Challenging the 'Why' of Small Business Preparedness

Why is it that so few small businesses prepare for emergencies? Or is that even the right question... Maybe the question should be more along the lines of, Why do so few small businesses focus on preparedness in response to the avalanche of messages prompting them to do so?I submit that the breakdown is not with the business owner not wanting to prepare but more so with the way in which the message of preparedness is structured. Currently, the predominant message within the preparedness effort seems to be, Either develop a preparedness plan or your business will probably not survive the next disaster. Though this is true, the message itself is based on inciting a fear response from the receiver. If you don't follow this advice, something bad is going to happen. In working with business owners and entrepreneurs through the past eight years, I have found them to be decision makers, willing to take a significant risk in order to make their dreams a reality and pretty much aware of the consequences of failure. I believe that we need to challenge the prevailing fear-based message currently being used to promote small business preparedness and focus more on an incentive based message. Leaders within a small business do not respond as readily to a message of fear as they do to one that appeals to their ability to grow their business. More discussion available within the blog entry, http://www.tpargroup.com/2014/01/16/small-business-preparedness/ .

Submitted by in Jan 2014

Comments (5)

  1. Turnover is a big issue...have seen ERT programs 'gutted' by a new VP that does not want to spend money for training on people that may leave.
    in Jan 2014
    1. This may be true but turnover of key people is usually not. Those key people should be responsible for their ares. A substitute for each should be in place as a back up. The principle should also have a substitute. A written simple plan should be available to all. I have advocated insurance discounts if their plans meet certain procedures and requirements. Money always works better as a motivator.
      in Feb 2014
  2. Businesses play a key role in building resilient communities.

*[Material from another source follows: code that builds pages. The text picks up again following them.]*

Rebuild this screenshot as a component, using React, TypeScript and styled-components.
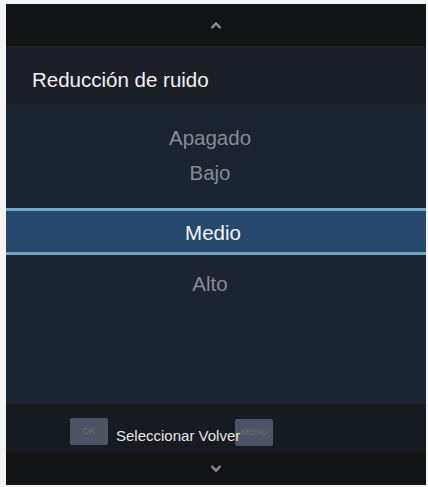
import * as React from "react"
import styled, { createGlobalStyle } from "styled-components"

const Global = createGlobalStyle`
    html, body {
        margin: 0;
        padding: 0;
        background: #f4f4f4;
    }
    body {
        font-family: "Liberation Sans", Arial, sans-serif;
    }
`

const Screen = styled.div`
    width: 420px;
    height: 481px;
    margin: 4px 0 0 6px;
    display: flex;
    flex-direction: column;
    background: #1b2230;
    overflow: hidden;
`

const ArrowBar = styled.div<{ $h: number }>`
    height: ${p => p.$h}px;
    flex: none;
    background: #121315;
    display: flex;
    align-items: center;
    justify-content: center;
`

const Header = styled.div`
    height: 58px;
    flex: none;
    background: #1b1f27;
    display: flex;
    align-items: center;
    padding: 10px 0 0 26px;
    box-sizing: border-box;
    color: #f2f2f2;
    font-size: 20.5px;
`

const List = styled.div`
    flex: 1;
    display: flex;
    flex-direction: column;
    padding-top: 18px;
    background: linear-gradient(#1b2230, #1c2331);
`

const Option = styled.div<{ $h: number; $selected?: boolean }>`
    height: ${p => p.$h}px;
    flex: none;
    display: flex;
    align-items: center;
    justify-content: center;
    padding-right: 12px;
    font-size: 20.5px;
    color: ${p => (p.$selected ? "#f4f6f8" : "#868c95")};
    ${p =>
        p.$selected &&
        `
        background: #27486d;
        border-top: 3px solid #6ba9c9;
        border-bottom: 3px solid #6ba9c9;
        box-sizing: border-box;
        padding-top: 3px;
        padding-right: 6px;
    `}
`

const Footer = styled.div`
    height: 48px;
    flex: none;
    background: #161a21;
    display: flex;
    align-items: center;
    padding-left: 64px;
    padding-top: 6px;
    box-sizing: border-box;
`

const Key = styled.div`
    width: 38px;
    height: 27px;
    background: #4c5463;
    border-radius: 2px;
    color: #626a78;
    font-size: 9px;
    display: flex;
    align-items: center;
    justify-content: center;
    flex: none;
`

const FooterText = styled.span`
    color: #e8e8e8;
    font-size: 15px;
    margin: 8px 0 0 8px;
    position: relative;
    z-index: 1;
    white-space: nowrap;
`

const MenuKey = styled(Key)`
    margin-left: -5px;
    margin-top: 2px;
`

const Chevron: React.FC<{ up?: boolean }> = ({ up }) => (
    <svg width="12" height="8" viewBox="0 0 12 8">
        <path
            d={up ? "M1.5 7 L6 2.5 L10.5 7" : "M1.5 1 L6 5.5 L10.5 1"}
            fill="none"
            stroke="#8c8f94"
            strokeWidth="2.4"
        />
    </svg>
)

export default function App() {
    return (
        <>
            <Global />
            <Screen>
                <ArrowBar $h={42}>
                    <Chevron up />
                </ArrowBar>
                <Header>Reducción de ruido</Header>
                <List>
                    <Option $h={32}>Apagado</Option>
                    <Option $h={38}>Bajo</Option>
                    <Option $h={16} />
                    <Option $h={47} $selected>
                        Medio
                    </Option>
                    <Option $h={57}>Alto</Option>
                </List>
                <Footer>
                    <Key>OK</Key>
                    <FooterText>Seleccionar Volver</FooterText>
                    <MenuKey>MENU</MenuKey>
                </Footer>
                <ArrowBar $h={33}>
                    <Chevron />
                </ArrowBar>
            </Screen>
        </>
    )
}
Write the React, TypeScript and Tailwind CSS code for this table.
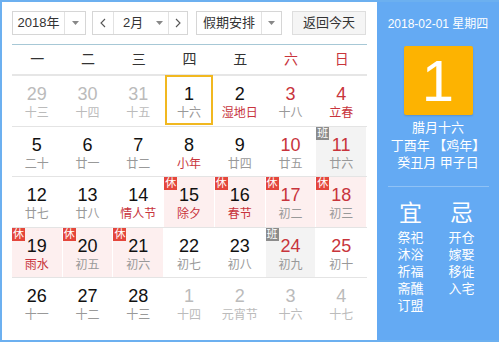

As businesses consider what they need to do to survive a disaster or emergency, as outlined in their business continuity plans, it is equally important that they also consider what their customers will need in order to survive. Without customers and employees, businesses will fail. The ongoing involvement of businesses in preparedness activities paves the way to economic and social resiliency within their communities.
    in Apr 2014
  3. How many businesses are doing the right thing and havign backups to their daily, weekly, monthly, yearly business records in multiple locations... I would say that many are. Yet the concept of doing other preparations for business continuity can possibly be based on the cost vs benefit if nothing happens. Should something disastrous happen they will be all set, but if nothing happens is there a cost benefit to the preparations? Typically not - but now here is a concept that may or may not fly... allow businesses who can prove (with physical presence, supplies, etc) that they are prepared to obtain a form of rebate on those expenses over a specific period of time - as long as they are maintained
    in May 2014
    1. Digital backup solutions are very affordable even for businesses, and generally this would fall under "the cost of doing business". Making it IRS Tax Deductible if it isn't already (I'm an extremely small business so my exposure to IRS rules and regs is, well, pretty much nill at a gross annual revenue of $500).

      Business Continuity isn't hard, and doesn't have to be expensive. It just has to be a priority. Unfortunately, for businesses of any size the priority is not staying in business 5, 10, or 100 years, it's profit, and the maximization of that.